Shown below is a listing with pictures; reproduce exactly, and only, the lines between the ones containing "Give me the" and "React.ReactNode; note?: boolean", inclusive, leaving the pictures out.

##### INPUT FOR THIS TASK #####

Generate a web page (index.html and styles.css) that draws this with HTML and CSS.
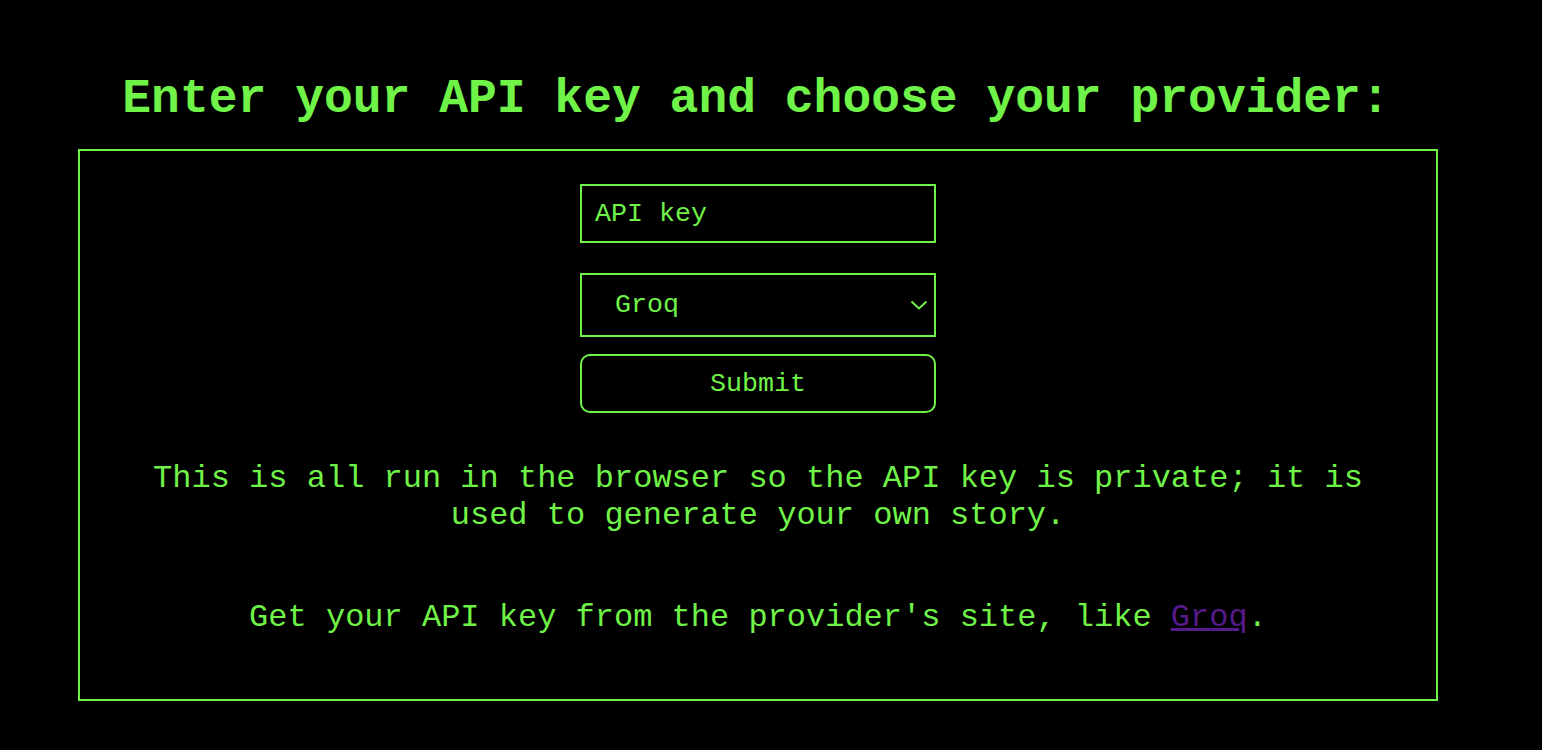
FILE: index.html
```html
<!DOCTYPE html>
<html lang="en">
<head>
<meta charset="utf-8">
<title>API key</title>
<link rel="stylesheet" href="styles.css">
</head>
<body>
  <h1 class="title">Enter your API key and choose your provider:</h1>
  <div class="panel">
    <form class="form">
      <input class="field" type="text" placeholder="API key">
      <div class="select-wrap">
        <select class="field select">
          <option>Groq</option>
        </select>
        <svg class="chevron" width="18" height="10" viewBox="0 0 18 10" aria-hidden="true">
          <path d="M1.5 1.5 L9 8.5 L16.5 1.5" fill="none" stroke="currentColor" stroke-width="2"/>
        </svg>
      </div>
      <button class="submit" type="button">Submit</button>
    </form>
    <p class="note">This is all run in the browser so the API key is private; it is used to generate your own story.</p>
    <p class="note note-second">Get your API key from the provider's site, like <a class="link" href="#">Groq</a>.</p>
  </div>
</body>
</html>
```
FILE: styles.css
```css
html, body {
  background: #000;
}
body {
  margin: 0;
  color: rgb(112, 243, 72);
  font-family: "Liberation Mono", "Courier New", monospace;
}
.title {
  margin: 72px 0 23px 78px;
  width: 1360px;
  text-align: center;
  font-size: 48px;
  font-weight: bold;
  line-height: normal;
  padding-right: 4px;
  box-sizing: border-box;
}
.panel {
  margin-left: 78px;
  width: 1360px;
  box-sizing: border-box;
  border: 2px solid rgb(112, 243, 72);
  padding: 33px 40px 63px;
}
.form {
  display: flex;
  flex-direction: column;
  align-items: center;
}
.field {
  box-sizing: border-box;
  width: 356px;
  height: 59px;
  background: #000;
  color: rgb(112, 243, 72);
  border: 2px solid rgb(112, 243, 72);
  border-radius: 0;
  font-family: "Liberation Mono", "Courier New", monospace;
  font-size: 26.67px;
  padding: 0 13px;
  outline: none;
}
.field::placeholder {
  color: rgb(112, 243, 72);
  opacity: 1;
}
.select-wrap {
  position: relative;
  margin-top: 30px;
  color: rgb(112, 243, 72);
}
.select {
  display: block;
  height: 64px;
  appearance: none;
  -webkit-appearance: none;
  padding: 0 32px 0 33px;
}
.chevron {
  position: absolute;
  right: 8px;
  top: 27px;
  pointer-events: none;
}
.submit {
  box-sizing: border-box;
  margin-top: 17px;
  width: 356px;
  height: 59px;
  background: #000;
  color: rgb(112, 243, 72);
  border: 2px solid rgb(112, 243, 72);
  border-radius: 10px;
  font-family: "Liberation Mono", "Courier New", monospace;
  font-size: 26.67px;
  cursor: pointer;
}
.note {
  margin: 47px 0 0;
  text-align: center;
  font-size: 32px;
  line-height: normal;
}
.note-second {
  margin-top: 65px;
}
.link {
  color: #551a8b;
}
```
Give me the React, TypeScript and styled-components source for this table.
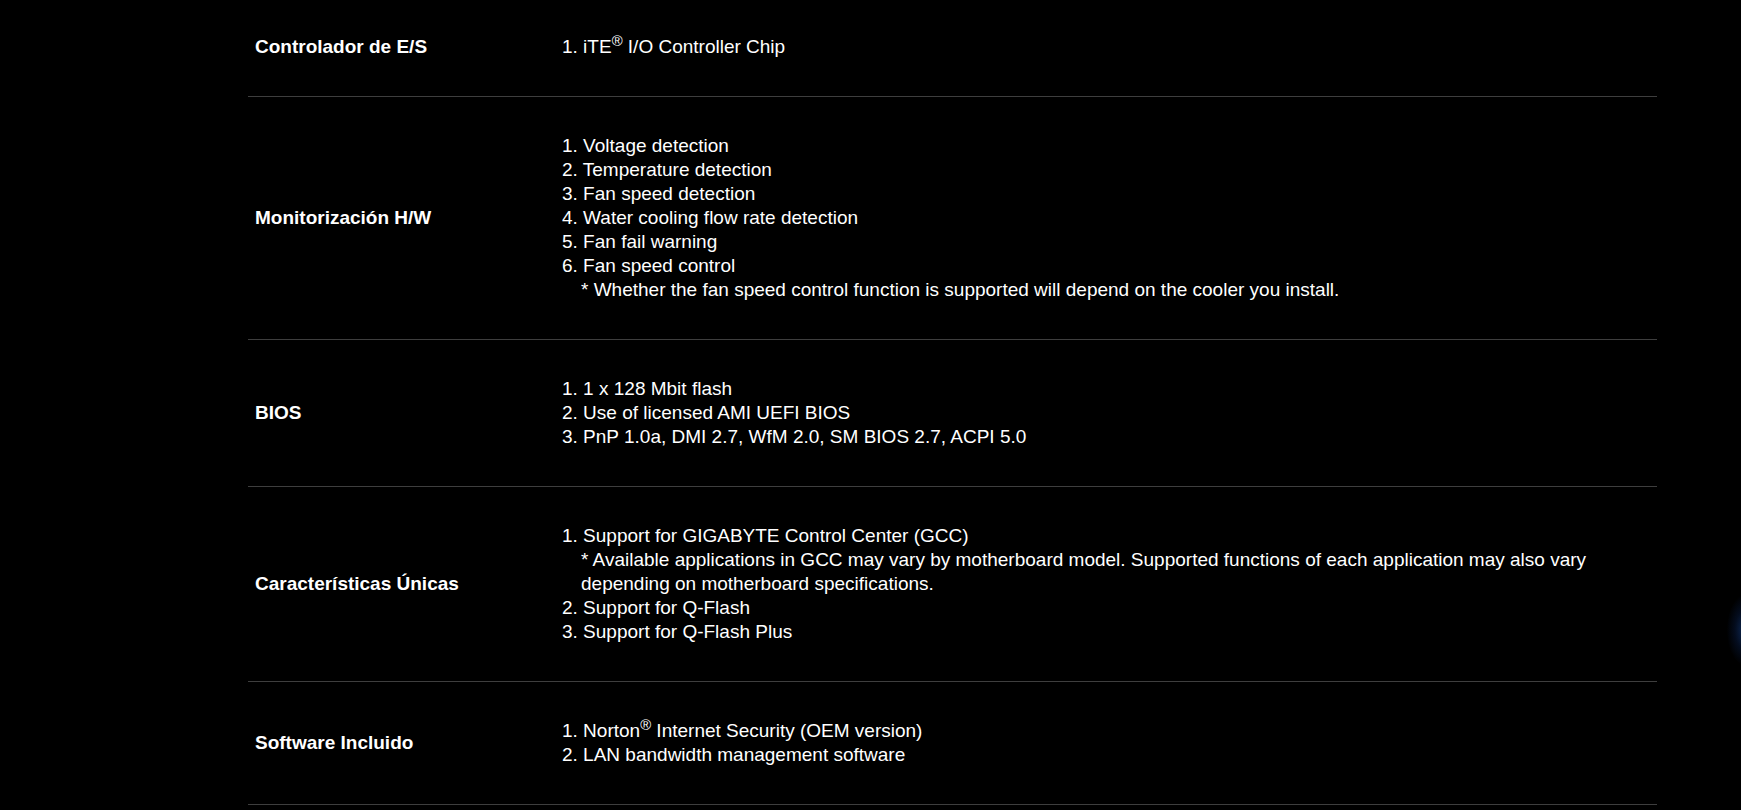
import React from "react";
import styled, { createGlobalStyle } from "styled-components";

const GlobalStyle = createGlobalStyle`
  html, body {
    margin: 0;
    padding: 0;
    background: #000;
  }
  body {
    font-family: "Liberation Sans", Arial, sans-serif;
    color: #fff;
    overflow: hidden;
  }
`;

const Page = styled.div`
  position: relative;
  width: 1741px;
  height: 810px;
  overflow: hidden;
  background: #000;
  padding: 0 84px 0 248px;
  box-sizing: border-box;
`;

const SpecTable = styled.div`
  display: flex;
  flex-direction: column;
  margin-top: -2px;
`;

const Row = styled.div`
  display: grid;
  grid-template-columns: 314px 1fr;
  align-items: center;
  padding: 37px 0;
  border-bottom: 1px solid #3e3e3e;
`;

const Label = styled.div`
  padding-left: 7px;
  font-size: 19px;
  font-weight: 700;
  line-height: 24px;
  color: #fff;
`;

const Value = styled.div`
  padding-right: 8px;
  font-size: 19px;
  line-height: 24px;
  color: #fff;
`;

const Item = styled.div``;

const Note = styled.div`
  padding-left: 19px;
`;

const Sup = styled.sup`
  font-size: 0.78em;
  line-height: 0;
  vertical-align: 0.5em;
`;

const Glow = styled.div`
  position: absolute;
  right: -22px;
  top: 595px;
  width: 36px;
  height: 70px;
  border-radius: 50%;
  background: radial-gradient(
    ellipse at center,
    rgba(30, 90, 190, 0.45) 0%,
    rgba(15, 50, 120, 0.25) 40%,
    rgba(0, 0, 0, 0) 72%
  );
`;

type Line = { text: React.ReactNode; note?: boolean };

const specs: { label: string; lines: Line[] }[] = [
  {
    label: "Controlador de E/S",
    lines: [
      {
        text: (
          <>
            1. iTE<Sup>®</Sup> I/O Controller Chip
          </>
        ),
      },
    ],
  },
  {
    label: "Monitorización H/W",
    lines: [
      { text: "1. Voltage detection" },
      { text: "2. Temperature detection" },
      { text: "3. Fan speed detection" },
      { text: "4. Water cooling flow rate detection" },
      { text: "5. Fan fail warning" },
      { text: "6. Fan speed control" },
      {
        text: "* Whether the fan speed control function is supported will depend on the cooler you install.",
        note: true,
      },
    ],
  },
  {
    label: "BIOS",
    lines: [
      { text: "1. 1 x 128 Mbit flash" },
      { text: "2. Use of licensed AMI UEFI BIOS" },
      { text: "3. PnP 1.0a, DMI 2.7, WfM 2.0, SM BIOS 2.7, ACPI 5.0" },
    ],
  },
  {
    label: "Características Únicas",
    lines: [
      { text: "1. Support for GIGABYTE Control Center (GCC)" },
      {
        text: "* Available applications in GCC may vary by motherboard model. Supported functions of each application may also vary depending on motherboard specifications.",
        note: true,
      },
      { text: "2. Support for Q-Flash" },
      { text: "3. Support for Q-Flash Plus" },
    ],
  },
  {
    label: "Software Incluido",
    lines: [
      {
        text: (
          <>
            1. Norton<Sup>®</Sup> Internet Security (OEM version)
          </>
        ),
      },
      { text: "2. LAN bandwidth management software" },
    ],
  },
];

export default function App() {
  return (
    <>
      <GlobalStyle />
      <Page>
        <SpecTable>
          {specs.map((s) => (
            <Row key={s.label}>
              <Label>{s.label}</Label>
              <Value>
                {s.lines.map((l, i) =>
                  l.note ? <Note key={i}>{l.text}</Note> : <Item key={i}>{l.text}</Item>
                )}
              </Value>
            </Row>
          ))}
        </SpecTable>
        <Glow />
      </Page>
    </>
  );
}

#####

• _COMPLETE OUTPUT_:
Give me the React, TypeScript and styled-components source for this table.
import React from "react";
import styled, { createGlobalStyle } from "styled-components";

const GlobalStyle = createGlobalStyle`
  html, body {
    margin: 0;
    padding: 0;
    background: #000;
  }
  body {
    font-family: "Liberation Sans", Arial, sans-serif;
    color: #fff;
    overflow: hidden;
  }
`;

const Page = styled.div`
  position: relative;
  width: 1741px;
  height: 810px;
  overflow: hidden;
  background: #000;
  padding: 0 84px 0 248px;
  box-sizing: border-box;
`;

const SpecTable = styled.div`
  display: flex;
  flex-direction: column;
  margin-top: -2px;
`;

const Row = styled.div`
  display: grid;
  grid-template-columns: 314px 1fr;
  align-items: center;
  padding: 37px 0;
  border-bottom: 1px solid #3e3e3e;
`;

const Label = styled.div`
  padding-left: 7px;
  font-size: 19px;
  font-weight: 700;
  line-height: 24px;
  color: #fff;
`;

const Value = styled.div`
  padding-right: 8px;
  font-size: 19px;
  line-height: 24px;
  color: #fff;
`;

const Item = styled.div``;

const Note = styled.div`
  padding-left: 19px;
`;

const Sup = styled.sup`
  font-size: 0.78em;
  line-height: 0;
  vertical-align: 0.5em;
`;

const Glow = styled.div`
  position: absolute;
  right: -22px;
  top: 595px;
  width: 36px;
  height: 70px;
  border-radius: 50%;
  background: radial-gradient(
    ellipse at center,
    rgba(30, 90, 190, 0.45) 0%,
    rgba(15, 50, 120, 0.25) 40%,
    rgba(0, 0, 0, 0) 72%
  );
`;

type Line = { text: React.ReactNode; note?: boolean };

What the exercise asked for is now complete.